Written exercise: Reproduce the listing below word for word, with no pictures.

..........

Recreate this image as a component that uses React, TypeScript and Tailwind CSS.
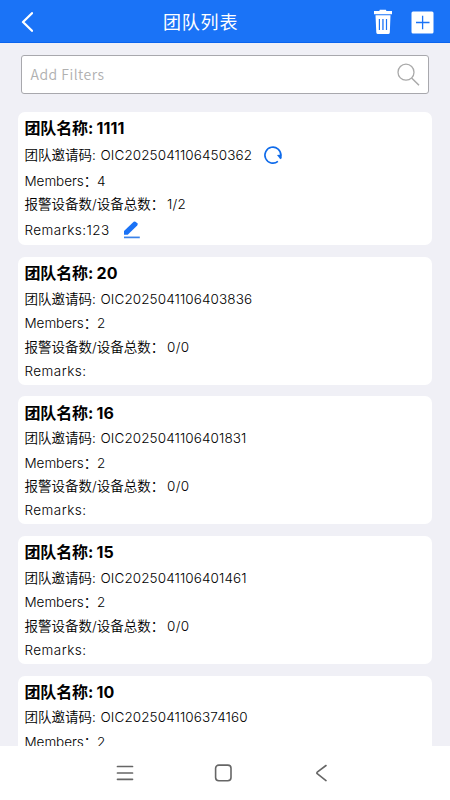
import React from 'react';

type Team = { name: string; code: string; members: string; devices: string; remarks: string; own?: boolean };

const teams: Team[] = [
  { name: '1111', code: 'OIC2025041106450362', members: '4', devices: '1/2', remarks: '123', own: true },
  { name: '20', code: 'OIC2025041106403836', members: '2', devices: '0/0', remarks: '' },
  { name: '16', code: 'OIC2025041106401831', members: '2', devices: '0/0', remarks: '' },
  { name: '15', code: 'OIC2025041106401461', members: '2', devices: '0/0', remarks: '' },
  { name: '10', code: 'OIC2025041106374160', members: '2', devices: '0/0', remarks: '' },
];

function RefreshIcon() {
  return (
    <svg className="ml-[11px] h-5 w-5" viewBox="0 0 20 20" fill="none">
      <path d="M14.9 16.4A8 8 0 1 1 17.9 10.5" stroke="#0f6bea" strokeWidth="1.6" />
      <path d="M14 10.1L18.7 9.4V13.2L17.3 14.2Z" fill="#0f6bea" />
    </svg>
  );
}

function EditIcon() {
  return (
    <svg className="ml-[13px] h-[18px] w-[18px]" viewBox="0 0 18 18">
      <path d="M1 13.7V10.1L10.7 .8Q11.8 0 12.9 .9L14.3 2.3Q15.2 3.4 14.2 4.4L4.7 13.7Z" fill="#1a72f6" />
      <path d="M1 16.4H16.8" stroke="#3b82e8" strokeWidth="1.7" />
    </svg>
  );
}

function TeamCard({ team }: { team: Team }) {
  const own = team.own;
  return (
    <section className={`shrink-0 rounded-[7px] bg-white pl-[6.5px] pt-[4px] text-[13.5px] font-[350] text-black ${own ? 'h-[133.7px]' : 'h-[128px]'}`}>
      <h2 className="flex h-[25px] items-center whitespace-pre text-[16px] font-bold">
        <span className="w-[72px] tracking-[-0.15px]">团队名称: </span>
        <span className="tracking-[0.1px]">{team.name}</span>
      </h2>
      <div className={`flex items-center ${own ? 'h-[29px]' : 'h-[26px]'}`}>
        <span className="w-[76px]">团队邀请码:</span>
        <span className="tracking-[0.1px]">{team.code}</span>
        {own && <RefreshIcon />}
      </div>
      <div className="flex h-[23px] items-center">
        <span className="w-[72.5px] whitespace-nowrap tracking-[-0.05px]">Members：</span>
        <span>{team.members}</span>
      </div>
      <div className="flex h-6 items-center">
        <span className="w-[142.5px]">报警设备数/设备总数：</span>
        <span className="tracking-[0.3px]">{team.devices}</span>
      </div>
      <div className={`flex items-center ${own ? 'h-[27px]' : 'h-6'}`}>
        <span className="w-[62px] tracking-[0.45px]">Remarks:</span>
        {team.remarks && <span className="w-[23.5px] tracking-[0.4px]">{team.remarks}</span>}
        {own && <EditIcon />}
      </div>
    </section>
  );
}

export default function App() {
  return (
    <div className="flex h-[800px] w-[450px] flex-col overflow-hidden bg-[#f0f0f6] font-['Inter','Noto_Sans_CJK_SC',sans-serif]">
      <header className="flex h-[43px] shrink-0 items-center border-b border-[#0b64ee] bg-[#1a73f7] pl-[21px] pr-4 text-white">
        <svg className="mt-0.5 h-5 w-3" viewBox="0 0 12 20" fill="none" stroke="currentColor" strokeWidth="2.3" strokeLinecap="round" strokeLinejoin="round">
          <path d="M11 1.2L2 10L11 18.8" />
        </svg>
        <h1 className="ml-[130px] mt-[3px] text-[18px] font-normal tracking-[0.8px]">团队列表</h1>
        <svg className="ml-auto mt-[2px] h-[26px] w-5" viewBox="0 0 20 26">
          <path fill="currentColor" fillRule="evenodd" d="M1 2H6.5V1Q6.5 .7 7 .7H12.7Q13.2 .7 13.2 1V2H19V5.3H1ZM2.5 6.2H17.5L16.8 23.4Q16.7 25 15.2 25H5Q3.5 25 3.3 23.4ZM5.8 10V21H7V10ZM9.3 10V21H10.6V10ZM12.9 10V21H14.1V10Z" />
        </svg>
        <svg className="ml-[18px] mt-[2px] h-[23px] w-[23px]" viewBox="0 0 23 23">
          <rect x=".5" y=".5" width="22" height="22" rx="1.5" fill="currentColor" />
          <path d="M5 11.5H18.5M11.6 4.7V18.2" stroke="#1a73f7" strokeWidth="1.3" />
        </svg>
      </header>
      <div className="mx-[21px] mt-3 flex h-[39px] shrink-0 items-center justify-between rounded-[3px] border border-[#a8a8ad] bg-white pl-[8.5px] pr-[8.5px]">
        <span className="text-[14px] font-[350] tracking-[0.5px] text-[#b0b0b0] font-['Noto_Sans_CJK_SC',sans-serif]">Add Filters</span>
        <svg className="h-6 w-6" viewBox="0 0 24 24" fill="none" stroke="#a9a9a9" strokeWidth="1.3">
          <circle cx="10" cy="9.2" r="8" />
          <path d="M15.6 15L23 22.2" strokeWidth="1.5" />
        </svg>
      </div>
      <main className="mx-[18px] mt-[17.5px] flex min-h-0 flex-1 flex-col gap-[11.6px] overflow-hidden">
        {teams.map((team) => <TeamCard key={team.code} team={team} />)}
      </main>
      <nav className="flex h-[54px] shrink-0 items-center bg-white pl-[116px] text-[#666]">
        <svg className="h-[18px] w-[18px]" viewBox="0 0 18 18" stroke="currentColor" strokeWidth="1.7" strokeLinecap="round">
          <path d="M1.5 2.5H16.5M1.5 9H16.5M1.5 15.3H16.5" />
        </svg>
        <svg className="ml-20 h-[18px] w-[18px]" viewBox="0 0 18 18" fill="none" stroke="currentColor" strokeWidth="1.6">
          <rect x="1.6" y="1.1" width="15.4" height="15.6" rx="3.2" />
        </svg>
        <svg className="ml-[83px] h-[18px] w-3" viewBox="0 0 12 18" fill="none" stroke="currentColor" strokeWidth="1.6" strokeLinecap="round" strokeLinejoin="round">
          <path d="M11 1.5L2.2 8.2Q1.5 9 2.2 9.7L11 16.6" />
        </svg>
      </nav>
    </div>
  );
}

..........

Result for this exercise:
Recreate this image as a component that uses React, TypeScript and Tailwind CSS.
import React from 'react';

type Team = { name: string; code: string; members: string; devices: string; remarks: string; own?: boolean };

const teams: Team[] = [
  { name: '1111', code: 'OIC2025041106450362', members: '4', devices: '1/2', remarks: '123', own: true },
  { name: '20', code: 'OIC2025041106403836', members: '2', devices: '0/0', remarks: '' },
  { name: '16', code: 'OIC2025041106401831', members: '2', devices: '0/0', remarks: '' },
  { name: '15', code: 'OIC2025041106401461', members: '2', devices: '0/0', remarks: '' },
  { name: '10', code: 'OIC2025041106374160', members: '2', devices: '0/0', remarks: '' },
];

function RefreshIcon() {
  return (
    <svg className="ml-[11px] h-5 w-5" viewBox="0 0 20 20" fill="none">
      <path d="M14.9 16.4A8 8 0 1 1 17.9 10.5" stroke="#0f6bea" strokeWidth="1.6" />
      <path d="M14 10.1L18.7 9.4V13.2L17.3 14.2Z" fill="#0f6bea" />
    </svg>
  );
}

function EditIcon() {
  return (
    <svg className="ml-[13px] h-[18px] w-[18px]" viewBox="0 0 18 18">
      <path d="M1 13.7V10.1L10.7 .8Q11.8 0 12.9 .9L14.3 2.3Q15.2 3.4 14.2 4.4L4.7 13.7Z" fill="#1a72f6" />
      <path d="M1 16.4H16.8" stroke="#3b82e8" strokeWidth="1.7" />
    </svg>
  );
}

function TeamCard({ team }: { team: Team }) {
  const own = team.own;
  return (
    <section className={`shrink-0 rounded-[7px] bg-white pl-[6.5px] pt-[4px] text-[13.5px] font-[350] text-black ${own ? 'h-[133.7px]' : 'h-[128px]'}`}>
      <h2 className="flex h-[25px] items-center whitespace-pre text-[16px] font-bold">
        <span className="w-[72px] tracking-[-0.15px]">团队名称: </span>
        <span className="tracking-[0.1px]">{team.name}</span>
      </h2>
      <div className={`flex items-center ${own ? 'h-[29px]' : 'h-[26px]'}`}>
        <span className="w-[76px]">团队邀请码:</span>
        <span className="tracking-[0.1px]">{team.code}</span>
        {own && <RefreshIcon />}
      </div>
      <div className="flex h-[23px] items-center">
        <span className="w-[72.5px] whitespace-nowrap tracking-[-0.05px]">Members：</span>
        <span>{team.members}</span>
      </div>
      <div className="flex h-6 items-center">
        <span className="w-[142.5px]">报警设备数/设备总数：</span>
        <span className="tracking-[0.3px]">{team.devices}</span>
      </div>
      <div className={`flex items-center ${own ? 'h-[27px]' : 'h-6'}`}>
        <span className="w-[62px] tracking-[0.45px]">Remarks:</span>
        {team.remarks && <span className="w-[23.5px] tracking-[0.4px]">{team.remarks}</span>}
        {own && <EditIcon />}
      </div>
    </section>
  );
}

export default function App() {
  return (
    <div className="flex h-[800px] w-[450px] flex-col overflow-hidden bg-[#f0f0f6] font-['Inter','Noto_Sans_CJK_SC',sans-serif]">
      <header className="flex h-[43px] shrink-0 items-center border-b border-[#0b64ee] bg-[#1a73f7] pl-[21px] pr-4 text-white">
        <svg className="mt-0.5 h-5 w-3" viewBox="0 0 12 20" fill="none" stroke="currentColor" strokeWidth="2.3" strokeLinecap="round" strokeLinejoin="round">
          <path d="M11 1.2L2 10L11 18.8" />
        </svg>
        <h1 className="ml-[130px] mt-[3px] text-[18px] font-normal tracking-[0.8px]">团队列表</h1>
        <svg className="ml-auto mt-[2px] h-[26px] w-5" viewBox="0 0 20 26">
          <path fill="currentColor" fillRule="evenodd" d="M1 2H6.5V1Q6.5 .7 7 .7H12.7Q13.2 .7 13.2 1V2H19V5.3H1ZM2.5 6.2H17.5L16.8 23.4Q16.7 25 15.2 25H5Q3.5 25 3.3 23.4ZM5.8 10V21H7V10ZM9.3 10V21H10.6V10ZM12.9 10V21H14.1V10Z" />
        </svg>
        <svg className="ml-[18px] mt-[2px] h-[23px] w-[23px]" viewBox="0 0 23 23">
          <rect x=".5" y=".5" width="22" height="22" rx="1.5" fill="currentColor" />
          <path d="M5 11.5H18.5M11.6 4.7V18.2" stroke="#1a73f7" strokeWidth="1.3" />
        </svg>
      </header>
      <div className="mx-[21px] mt-3 flex h-[39px] shrink-0 items-center justify-between rounded-[3px] border border-[#a8a8ad] bg-white pl-[8.5px] pr-[8.5px]">
        <span className="text-[14px] font-[350] tracking-[0.5px] text-[#b0b0b0] font-['Noto_Sans_CJK_SC',sans-serif]">Add Filters</span>
        <svg className="h-6 w-6" viewBox="0 0 24 24" fill="none" stroke="#a9a9a9" strokeWidth="1.3">
          <circle cx="10" cy="9.2" r="8" />
          <path d="M15.6 15L23 22.2" strokeWidth="1.5" />
        </svg>
      </div>
      <main className="mx-[18px] mt-[17.5px] flex min-h-0 flex-1 flex-col gap-[11.6px] overflow-hidden">
        {teams.map((team) => <TeamCard key={team.code} team={team} />)}
      </main>
      <nav className="flex h-[54px] shrink-0 items-center bg-white pl-[116px] text-[#666]">
        <svg className="h-[18px] w-[18px]" viewBox="0 0 18 18" stroke="currentColor" strokeWidth="1.7" strokeLinecap="round">
          <path d="M1.5 2.5H16.5M1.5 9H16.5M1.5 15.3H16.5" />
        </svg>
        <svg className="ml-20 h-[18px] w-[18px]" viewBox="0 0 18 18" fill="none" stroke="currentColor" strokeWidth="1.6">
          <rect x="1.6" y="1.1" width="15.4" height="15.6" rx="3.2" />
        </svg>
        <svg className="ml-[83px] h-[18px] w-3" viewBox="0 0 12 18" fill="none" stroke="currentColor" strokeWidth="1.6" strokeLinecap="round" strokeLinejoin="round">
          <path d="M11 1.5L2.2 8.2Q1.5 9 2.2 9.7L11 16.6" />
        </svg>
      </nav>
    </div>
  );
}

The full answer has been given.